-- Task details --
Repeat each line of the material below exactly as it appears, minus any pictures.

:: Dataset content ::

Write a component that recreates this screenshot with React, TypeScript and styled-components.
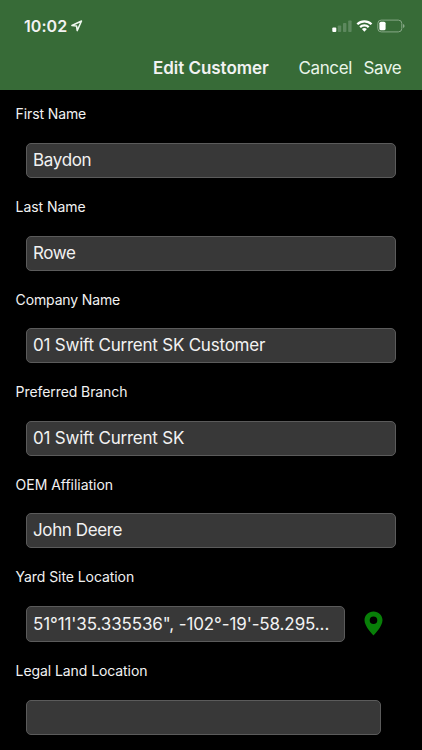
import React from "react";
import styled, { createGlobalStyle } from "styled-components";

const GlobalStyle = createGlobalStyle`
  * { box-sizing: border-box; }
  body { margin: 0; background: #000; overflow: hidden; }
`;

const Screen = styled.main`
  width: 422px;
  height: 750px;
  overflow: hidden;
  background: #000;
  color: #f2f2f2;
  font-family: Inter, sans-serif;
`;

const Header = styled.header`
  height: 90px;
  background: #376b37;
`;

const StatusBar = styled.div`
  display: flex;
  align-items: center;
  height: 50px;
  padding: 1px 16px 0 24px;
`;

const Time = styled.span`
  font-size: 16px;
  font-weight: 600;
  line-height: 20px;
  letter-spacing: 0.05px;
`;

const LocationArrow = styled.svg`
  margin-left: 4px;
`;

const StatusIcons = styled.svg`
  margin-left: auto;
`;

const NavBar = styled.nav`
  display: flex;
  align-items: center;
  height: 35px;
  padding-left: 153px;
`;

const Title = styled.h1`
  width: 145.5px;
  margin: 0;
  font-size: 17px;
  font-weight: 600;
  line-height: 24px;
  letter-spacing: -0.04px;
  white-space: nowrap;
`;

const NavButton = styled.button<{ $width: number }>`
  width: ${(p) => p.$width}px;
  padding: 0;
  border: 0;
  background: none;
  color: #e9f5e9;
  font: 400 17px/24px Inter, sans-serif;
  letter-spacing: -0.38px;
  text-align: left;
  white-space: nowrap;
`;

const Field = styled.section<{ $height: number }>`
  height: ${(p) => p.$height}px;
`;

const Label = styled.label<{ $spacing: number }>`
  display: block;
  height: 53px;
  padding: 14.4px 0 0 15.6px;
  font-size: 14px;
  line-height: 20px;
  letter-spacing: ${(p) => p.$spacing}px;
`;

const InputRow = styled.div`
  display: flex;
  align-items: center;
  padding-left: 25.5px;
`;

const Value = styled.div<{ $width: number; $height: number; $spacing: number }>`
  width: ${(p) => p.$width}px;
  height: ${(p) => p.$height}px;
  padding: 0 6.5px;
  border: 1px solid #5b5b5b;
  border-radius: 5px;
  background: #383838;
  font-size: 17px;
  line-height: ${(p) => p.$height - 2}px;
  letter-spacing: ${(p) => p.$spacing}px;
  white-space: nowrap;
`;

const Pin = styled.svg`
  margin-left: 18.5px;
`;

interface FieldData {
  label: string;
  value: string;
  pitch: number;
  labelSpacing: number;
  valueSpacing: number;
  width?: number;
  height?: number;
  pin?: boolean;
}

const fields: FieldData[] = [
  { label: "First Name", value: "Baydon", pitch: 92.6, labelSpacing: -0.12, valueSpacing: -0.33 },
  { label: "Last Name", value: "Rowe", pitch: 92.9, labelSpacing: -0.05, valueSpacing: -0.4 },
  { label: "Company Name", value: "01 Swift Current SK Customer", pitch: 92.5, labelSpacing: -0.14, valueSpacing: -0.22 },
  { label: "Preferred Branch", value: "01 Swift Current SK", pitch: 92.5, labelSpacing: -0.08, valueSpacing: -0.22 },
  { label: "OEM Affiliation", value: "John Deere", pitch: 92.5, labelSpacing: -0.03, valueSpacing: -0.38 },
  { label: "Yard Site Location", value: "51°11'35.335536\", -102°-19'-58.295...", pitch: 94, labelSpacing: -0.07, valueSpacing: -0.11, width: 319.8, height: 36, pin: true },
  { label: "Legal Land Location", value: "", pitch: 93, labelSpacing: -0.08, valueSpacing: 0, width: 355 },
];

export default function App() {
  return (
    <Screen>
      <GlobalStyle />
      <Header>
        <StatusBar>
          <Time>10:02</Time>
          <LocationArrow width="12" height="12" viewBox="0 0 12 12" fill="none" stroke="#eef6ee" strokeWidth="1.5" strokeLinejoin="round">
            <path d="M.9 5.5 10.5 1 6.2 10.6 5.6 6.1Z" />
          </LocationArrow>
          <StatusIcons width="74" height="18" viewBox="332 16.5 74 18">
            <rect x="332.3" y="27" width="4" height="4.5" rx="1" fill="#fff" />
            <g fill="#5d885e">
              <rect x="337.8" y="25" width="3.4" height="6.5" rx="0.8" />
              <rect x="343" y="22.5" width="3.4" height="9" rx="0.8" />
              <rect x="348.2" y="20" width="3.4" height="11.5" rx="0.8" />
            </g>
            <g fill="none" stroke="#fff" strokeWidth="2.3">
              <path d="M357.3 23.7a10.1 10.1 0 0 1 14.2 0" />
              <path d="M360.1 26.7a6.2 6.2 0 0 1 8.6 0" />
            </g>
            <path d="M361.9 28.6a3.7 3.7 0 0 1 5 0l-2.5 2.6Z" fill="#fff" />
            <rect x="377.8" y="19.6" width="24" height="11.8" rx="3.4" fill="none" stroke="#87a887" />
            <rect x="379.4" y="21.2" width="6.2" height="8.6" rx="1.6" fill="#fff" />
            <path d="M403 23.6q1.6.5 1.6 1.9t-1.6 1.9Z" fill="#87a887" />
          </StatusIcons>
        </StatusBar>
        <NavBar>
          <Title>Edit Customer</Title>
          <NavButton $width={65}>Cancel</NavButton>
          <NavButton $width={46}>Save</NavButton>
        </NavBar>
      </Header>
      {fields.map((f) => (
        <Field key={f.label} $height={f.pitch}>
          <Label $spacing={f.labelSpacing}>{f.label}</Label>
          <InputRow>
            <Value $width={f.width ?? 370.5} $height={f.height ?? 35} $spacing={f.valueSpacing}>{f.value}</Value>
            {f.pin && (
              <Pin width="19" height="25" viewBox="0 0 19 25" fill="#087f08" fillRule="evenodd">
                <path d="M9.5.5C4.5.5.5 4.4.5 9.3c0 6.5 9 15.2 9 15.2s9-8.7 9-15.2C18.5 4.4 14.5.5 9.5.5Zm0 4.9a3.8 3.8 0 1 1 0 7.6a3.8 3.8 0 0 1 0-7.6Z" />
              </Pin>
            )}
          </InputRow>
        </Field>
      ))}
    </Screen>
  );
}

:::

-- Exercise output --
Write a component that recreates this screenshot with React, TypeScript and styled-components.
import React from "react";
import styled, { createGlobalStyle } from "styled-components";

const GlobalStyle = createGlobalStyle`
  * { box-sizing: border-box; }
  body { margin: 0; background: #000; overflow: hidden; }
`;

const Screen = styled.main`
  width: 422px;
  height: 750px;
  overflow: hidden;
  background: #000;
  color: #f2f2f2;
  font-family: Inter, sans-serif;
`;

const Header = styled.header`
  height: 90px;
  background: #376b37;
`;

const StatusBar = styled.div`
  display: flex;
  align-items: center;
  height: 50px;
  padding: 1px 16px 0 24px;
`;

const Time = styled.span`
  font-size: 16px;
  font-weight: 600;
  line-height: 20px;
  letter-spacing: 0.05px;
`;

const LocationArrow = styled.svg`
  margin-left: 4px;
`;

const StatusIcons = styled.svg`
  margin-left: auto;
`;

const NavBar = styled.nav`
  display: flex;
  align-items: center;
  height: 35px;
  padding-left: 153px;
`;

const Title = styled.h1`
  width: 145.5px;
  margin: 0;
  font-size: 17px;
  font-weight: 600;
  line-height: 24px;
  letter-spacing: -0.04px;
  white-space: nowrap;
`;

const NavButton = styled.button<{ $width: number }>`
  width: ${(p) => p.$width}px;
  padding: 0;
  border: 0;
  background: none;
  color: #e9f5e9;
  font: 400 17px/24px Inter, sans-serif;
  letter-spacing: -0.38px;
  text-align: left;
  white-space: nowrap;
`;

const Field = styled.section<{ $height: number }>`
  height: ${(p) => p.$height}px;
`;

const Label = styled.label<{ $spacing: number }>`
  display: block;
  height: 53px;
  padding: 14.4px 0 0 15.6px;
  font-size: 14px;
  line-height: 20px;
  letter-spacing: ${(p) => p.$spacing}px;
`;

const InputRow = styled.div`
  display: flex;
  align-items: center;
  padding-left: 25.5px;
`;

const Value = styled.div<{ $width: number; $height: number; $spacing: number }>`
  width: ${(p) => p.$width}px;
  height: ${(p) => p.$height}px;
  padding: 0 6.5px;
  border: 1px solid #5b5b5b;
  border-radius: 5px;
  background: #383838;
  font-size: 17px;
  line-height: ${(p) => p.$height - 2}px;
  letter-spacing: ${(p) => p.$spacing}px;
  white-space: nowrap;
`;

const Pin = styled.svg`
  margin-left: 18.5px;
`;

interface FieldData {
  label: string;
  value: string;
  pitch: number;
  labelSpacing: number;
  valueSpacing: number;
  width?: number;
  height?: number;
  pin?: boolean;
}

const fields: FieldData[] = [
  { label: "First Name", value: "Baydon", pitch: 92.6, labelSpacing: -0.12, valueSpacing: -0.33 },
  { label: "Last Name", value: "Rowe", pitch: 92.9, labelSpacing: -0.05, valueSpacing: -0.4 },
  { label: "Company Name", value: "01 Swift Current SK Customer", pitch: 92.5, labelSpacing: -0.14, valueSpacing: -0.22 },
  { label: "Preferred Branch", value: "01 Swift Current SK", pitch: 92.5, labelSpacing: -0.08, valueSpacing: -0.22 },
  { label: "OEM Affiliation", value: "John Deere", pitch: 92.5, labelSpacing: -0.03, valueSpacing: -0.38 },
  { label: "Yard Site Location", value: "51°11'35.335536\", -102°-19'-58.295...", pitch: 94, labelSpacing: -0.07, valueSpacing: -0.11, width: 319.8, height: 36, pin: true },
  { label: "Legal Land Location", value: "", pitch: 93, labelSpacing: -0.08, valueSpacing: 0, width: 355 },
];

export default function App() {
  return (
    <Screen>
      <GlobalStyle />
      <Header>
        <StatusBar>
          <Time>10:02</Time>
          <LocationArrow width="12" height="12" viewBox="0 0 12 12" fill="none" stroke="#eef6ee" strokeWidth="1.5" strokeLinejoin="round">
            <path d="M.9 5.5 10.5 1 6.2 10.6 5.6 6.1Z" />
          </LocationArrow>
          <StatusIcons width="74" height="18" viewBox="332 16.5 74 18">
            <rect x="332.3" y="27" width="4" height="4.5" rx="1" fill="#fff" />
            <g fill="#5d885e">
              <rect x="337.8" y="25" width="3.4" height="6.5" rx="0.8" />
              <rect x="343" y="22.5" width="3.4" height="9" rx="0.8" />
              <rect x="348.2" y="20" width="3.4" height="11.5" rx="0.8" />
            </g>
            <g fill="none" stroke="#fff" strokeWidth="2.3">
              <path d="M357.3 23.7a10.1 10.1 0 0 1 14.2 0" />
              <path d="M360.1 26.7a6.2 6.2 0 0 1 8.6 0" />
            </g>
            <path d="M361.9 28.6a3.7 3.7 0 0 1 5 0l-2.5 2.6Z" fill="#fff" />
            <rect x="377.8" y="19.6" width="24" height="11.8" rx="3.4" fill="none" stroke="#87a887" />
            <rect x="379.4" y="21.2" width="6.2" height="8.6" rx="1.6" fill="#fff" />
            <path d="M403 23.6q1.6.5 1.6 1.9t-1.6 1.9Z" fill="#87a887" />
          </StatusIcons>
        </StatusBar>
        <NavBar>
          <Title>Edit Customer</Title>
          <NavButton $width={65}>Cancel</NavButton>
          <NavButton $width={46}>Save</NavButton>
        </NavBar>
      </Header>
      {fields.map((f) => (
        <Field key={f.label} $height={f.pitch}>
          <Label $spacing={f.labelSpacing}>{f.label}</Label>
          <InputRow>
            <Value $width={f.width ?? 370.5} $height={f.height ?? 35} $spacing={f.valueSpacing}>{f.value}</Value>
            {f.pin && (
              <Pin width="19" height="25" viewBox="0 0 19 25" fill="#087f08" fillRule="evenodd">
                <path d="M9.5.5C4.5.5.5 4.4.5 9.3c0 6.5 9 15.2 9 15.2s9-8.7 9-15.2C18.5 4.4 14.5.5 9.5.5Zm0 4.9a3.8 3.8 0 1 1 0 7.6a3.8 3.8 0 0 1 0-7.6Z" />
              </Pin>
            )}
          </InputRow>
        </Field>
      ))}
    </Screen>
  );
}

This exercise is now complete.